On 31 July 2007, Brazil's bid became official, when the Brazilian Football Confederation president, Ricardo Teixeira, delivered personally to FIFA president, Sepp Blatter, a document containing Brazil's hosting stadiums and other required information concerning plans in improvements for general infrastructure and about finances.

Brazil's credentials included hosting the 1950 World Cup and has hosted the Copa América four times (1919, 1922, 1949, 1989, and later 2019 and 2021).

Brazil's controversial selection inspired Declan McKenna to write his protest song "Brazil" against FIFA in 2014 as he claimed they didn't realize Brazil was a "country filled with poverty affecting its citizens". McKenna also confirmed he wrote the song because "it's politics and what I negativity see in the news

==Withdrawn bids and other expressions of interest==
===Colombia===

Colombia formally declared its candidacy on 18 December 2006, and withdrew it on 11 April 2007.

The president of Colombia, Álvaro Uribe, had initially announced on 15 July 2006 that Colombia would submit a bid. During his speech at the opening ceremony of the 2006 Central American and Caribbean Games, Uribe said: "By seeing how things were done to organise these Games, I think Colombia is capable of hosting a football World Cup. I'm sure we will achieve it and will do it very well." Vice President Francisco Santos Calderón was in charge of the project.

Colombia had previously been scheduled to host the 1986 FIFA World Cup, controversially withdrew and later hosted the 2011 FIFA U-20 World Cup. Colombia has hosted the Copa América once (2001).

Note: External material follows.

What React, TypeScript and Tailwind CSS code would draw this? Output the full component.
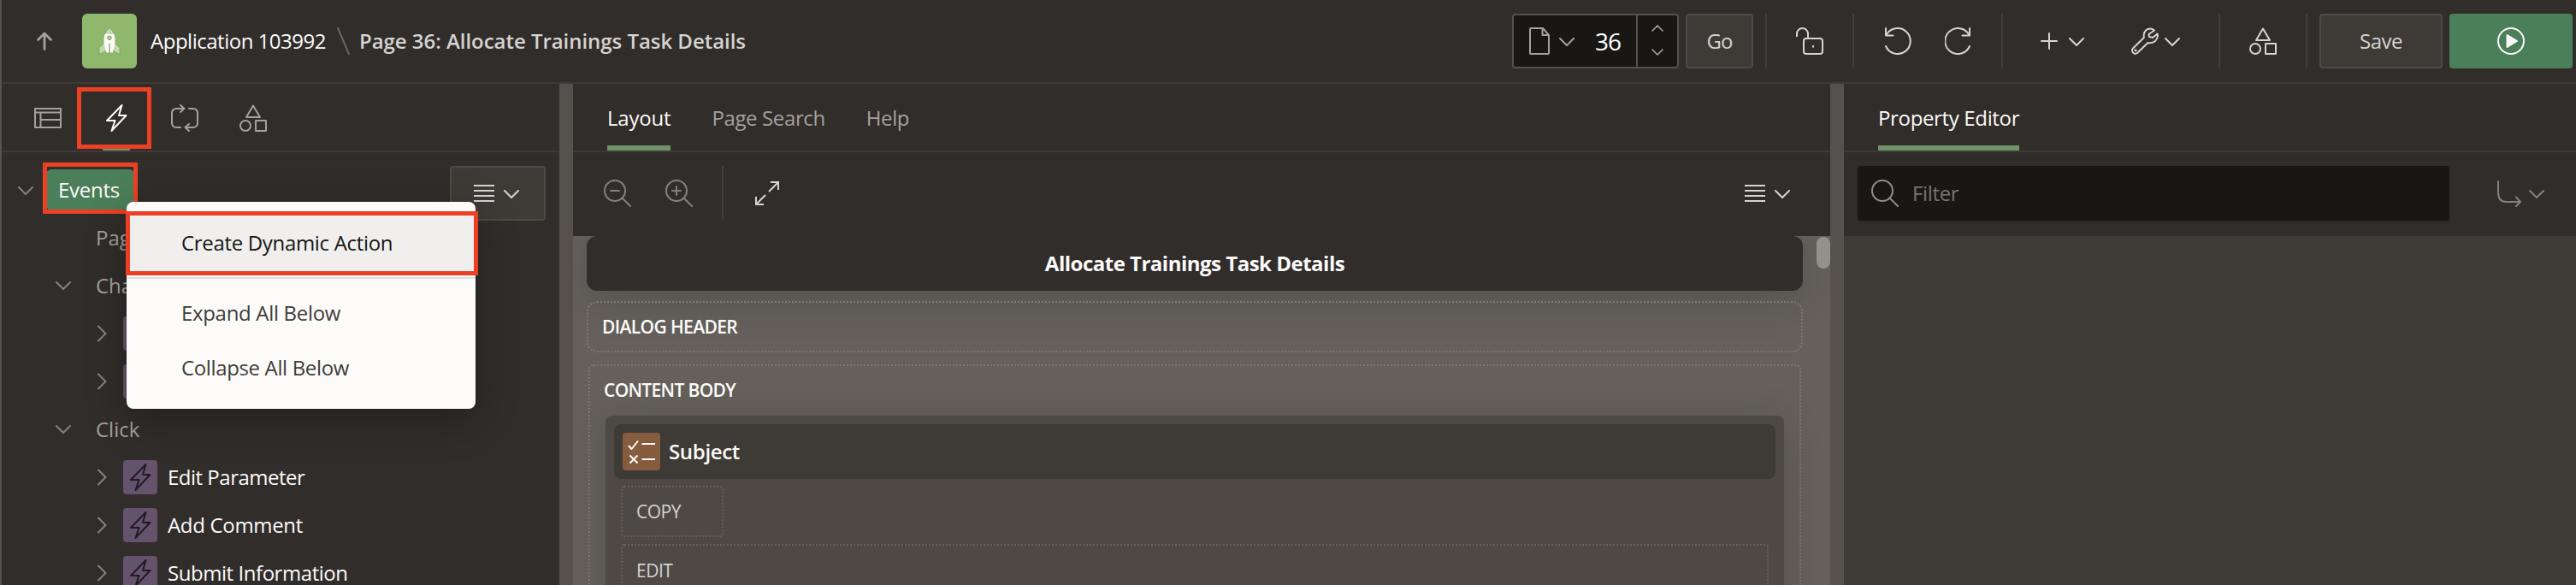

However, on 27 February 2007, FIFA president Sepp Blatter appeared to discard any Colombian chances of hosting the event, saying, "Colombia's bid is more of a public relations presentation of the country to say that we are alive not only in other headlines but also in football."

===Australia===
In June 2006, South Australian premier Mike Rann put forward a proposal for Australia to host the 2014 FIFA World Cup. He was backed by then Prime Minister John Howard, who said that Australia has proven it can host world sporting events. Football Federation Australia President, Frank Lowy who has also expressed considerable interest in the proposal and is amid negotiations to formally put forward Australia's hosting proposal. Australia hosted the OFC Nations Cup twice (1998, and 2004), and four way co hosted once (1996). Australia attempted to host the 2022 FIFA World Cup, but lost out to Qatar.

===Jordan and Iraq joint bid===
In October 2004, the football federations of Jordan and Iraq mulled a bid to host the World Cup. "The situation at the moment would make any bid ludicrous," Prince Faisal al-Hussein of Jordan was quoted as saying in his interview to The Times and The Guardian. "What will things be like in five years' time?. It could be a very prosperous nation. If the conditions are right, people will take it seriously."

===United States===
In June 2002, the United States Soccer Federation (USSF) announced it expressed interest to offer a bid for the 2014 FIFA World Cup. Robert Contiguglia was confident that the United States can put together a very strong bid. The United States hosted the 1994 FIFA World Cup, as well as the 1999 FIFA Women's World Cup and 2003 FIFA Women's World Cup. The United States also attempted to host the 2022 FIFA World Cup, but lost out to Qatar. It eventually won rights to the 2026 FIFA World Cup along with Mexico and Canada.